A recruiter can't know all the possible synonyms for a job title. It can also be challenging to determine all the qualifications needed for the position. If you wrote a term differently than the candidate did in their profile, it is possible to miss some qualified prospects.

To make sure you don’t miss relevant talent, you can use a smart candidate search tool like Layke Search. We developed Layke Search to bridge the communication between recruiters and candidates.

Start by filling in the role(s) and/or the skill(s) you are looking for, and Layke automatically identifies relevant terms and synonyms. You can also create a boolean search string to make your searches more accurate and make sure that no qualified candidate is overlooked.



Candidate sourcing is the process of actively finding qualified candidates for a current or future role.

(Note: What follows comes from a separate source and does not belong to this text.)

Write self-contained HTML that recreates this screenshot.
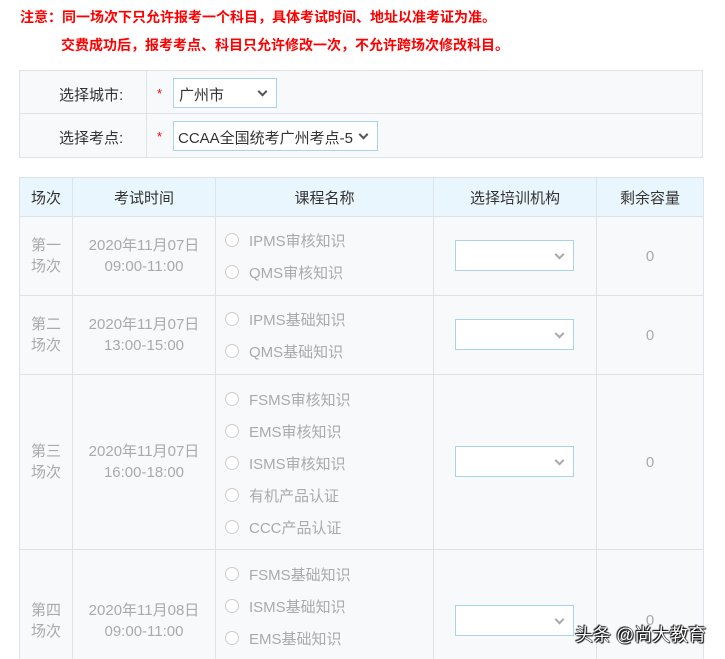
<!DOCTYPE html><html><head><meta charset="utf-8"><style>
html,body{margin:0;width:725px;height:659px;overflow:hidden}
body{background:#fff;font-family:"Liberation Sans","Noto Sans CJK SC",sans-serif;position:relative}
.a{position:absolute}
.red{color:#f00;font-weight:bold;font-size:14px;white-space:nowrap}
.c{position:absolute;border:1px solid #dde3e8;box-sizing:border-box;background:#f8f9fb;font-size:15px;color:#999}
.h{background:#eaf6fd;color:#333;display:flex;align-items:center;justify-content:center}
.sel{position:absolute;border:1px solid #a9d4e6;background:#fff;box-sizing:border-box}
.sel:after{content:"";position:absolute;right:10px;top:50%;width:5px;height:5px;border-right:2px solid #555;border-bottom:2px solid #555;transform:translateY(-70%) rotate(45deg)}
.g:after{border-color:#aaa}
.r{position:absolute;font-size:15px;color:#aaa;white-space:nowrap}
.r:before{content:"";display:inline-block;width:12px;height:12px;border:1px solid #ccc;border-radius:50%;background:#fff;margin-right:10px;vertical-align:-1px}
.t{display:flex;align-items:center;justify-content:center;text-align:center;line-height:21px;color:#aaa}
.b{border-bottom:none;padding-top:32px}
</style></head><body>
<div class="a red" style="left:20px;top:7px">注意：同一场次下只允许报考一个科目，具体考试时间、地址以准考证为准。</div>
<div class="a red" style="left:61px;top:35px">交费成功后，报考考点、科目只允许修改一次，不允许跨场次修改科目。</div>
<div class="c" style="left:19px;top:70px;width:684px;height:44px"></div>
<div class="c" style="left:19px;top:113px;width:684px;height:45px"></div>
<div class="a" style="left:146px;top:71px;width:1px;height:86px;background:#dde3e8"></div>
<div class="a" style="left:59px;top:84px;font-size:15px;color:#333">选择城市:</div>
<div class="a" style="left:59px;top:127px;font-size:15px;color:#333">选择考点:</div>
<div class="a" style="left:157px;top:86px;color:#f00;font-size:13px">*</div>
<div class="a" style="left:157px;top:129px;color:#f00;font-size:13px">*</div>
<div class="sel" style="left:173px;top:78px;width:104px;height:30px"><span class="a" style="left:5px;top:5px;font-size:15px;color:#333">广州市</span></div>
<div class="sel" style="left:173px;top:121px;width:205px;height:30px;overflow:hidden"><span class="a" style="left:4px;top:5px;font-size:15px;color:#333;white-space:nowrap">CCAA全国统考广州考点-5</span></div>

<div class="c h" style="left:19px;top:177px;width:54px;height:40px">场次</div>
<div class="c h" style="left:72px;top:177px;width:144px;height:40px">考试时间</div>
<div class="c h" style="left:215px;top:177px;width:219px;height:40px">课程名称</div>
<div class="c h" style="left:433px;top:177px;width:164px;height:40px">选择培训机构</div>
<div class="c h" style="left:596px;top:177px;width:108px;height:40px">剩余容量</div>

<div class="c t" style="left:19px;top:216px;width:54px;height:80px">第一<br>场次</div>
<div class="c t" style="left:72px;top:216px;width:144px;height:80px">2020年11月07日<br>09:00-11:00</div>
<div class="c" style="left:215px;top:216px;width:219px;height:80px"></div>
<div class="c" style="left:433px;top:216px;width:164px;height:80px"></div>
<div class="c t" style="left:596px;top:216px;width:108px;height:80px">0</div>

<div class="c t" style="left:19px;top:295px;width:54px;height:80px">第二<br>场次</div>
<div class="c t" style="left:72px;top:295px;width:144px;height:80px">2020年11月07日<br>13:00-15:00</div>
<div class="c" style="left:215px;top:295px;width:219px;height:80px"></div>
<div class="c" style="left:433px;top:295px;width:164px;height:80px"></div>
<div class="c t" style="left:596px;top:295px;width:108px;height:80px">0</div>

<div class="c t" style="left:19px;top:374px;width:54px;height:176px">第三<br>场次</div>
<div class="c t" style="left:72px;top:374px;width:144px;height:176px">2020年11月07日<br>16:00-18:00</div>
<div class="c" style="left:215px;top:374px;width:219px;height:176px"></div>
<div class="c" style="left:433px;top:374px;width:164px;height:176px"></div>
<div class="c t" style="left:596px;top:374px;width:108px;height:176px">0</div>

<div class="c t b" style="left:19px;top:549px;width:54px;height:110px">第四<br>场次</div>
<div class="c t b" style="left:72px;top:549px;width:144px;height:110px">2020年11月08日<br>09:00-11:00</div>
<div class="c b" style="left:215px;top:549px;width:219px;height:110px"></div>
<div class="c b" style="left:433px;top:549px;width:164px;height:110px"></div>
<div class="c t b" style="left:596px;top:549px;width:108px;height:110px">0</div>

<div class="r" style="left:225px;top:230px">IPMS审核知识</div>
<div class="r" style="left:225px;top:262px">QMS审核知识</div>
<div class="r" style="left:225px;top:309px">IPMS基础知识</div>
<div class="r" style="left:225px;top:341px">QMS基础知识</div>
<div class="r" style="left:225px;top:389px">FSMS审核知识</div>
<div class="r" style="left:225px;top:421px">EMS审核知识</div>
<div class="r" style="left:225px;top:453px">ISMS审核知识</div>
<div class="r" style="left:225px;top:485px">有机产品认证</div>
<div class="r" style="left:225px;top:517px">CCC产品认证</div>
<div class="r" style="left:225px;top:564px">FSMS基础知识</div>
<div class="r" style="left:225px;top:596px">ISMS基础知识</div>
<div class="r" style="left:225px;top:628px">EMS基础知识</div>

<div class="sel g" style="left:455px;top:240px;width:119px;height:31px"></div>
<div class="sel g" style="left:455px;top:319px;width:119px;height:31px"></div>
<div class="sel g" style="left:455px;top:446px;width:119px;height:31px"></div>
<div class="sel g" style="left:455px;top:605px;width:119px;height:31px"></div>

<div class="a" style="left:575px;top:621px;font-size:18px;color:#fff;white-space:nowrap;text-shadow:0 0 1px #000,0 0 1px #000,1px 1px 1px #000,-1px -1px 1px #000">头条 @尚大教育</div>
</body></html>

There are several methods you can use to conduct a successful candidate search process. You can:

  • Use online platforms to easily identify relevant talent.
  • Join offline events to meet and engage with new prospects.
  • Reconnect with old applicants from your ATS.
  • Create an employer strategy and allow people to find you.
  • Use automation and search for talent through boolean search strings and smart tools.

As a recruiter, you can benefit from candidate sourcing in various ways. Some of the advantages we named in this article are:

  • Reaching out to passive candidates, which consist of roughly 70% of the whole market.
  • Improving the quality of your hires by learning about their roles and responsibilities.
  • Spending less time and resources on hiring by creating candidate pipelines.
  • Increasing the diversity of your hires by focusing on skills rather than personal attributes.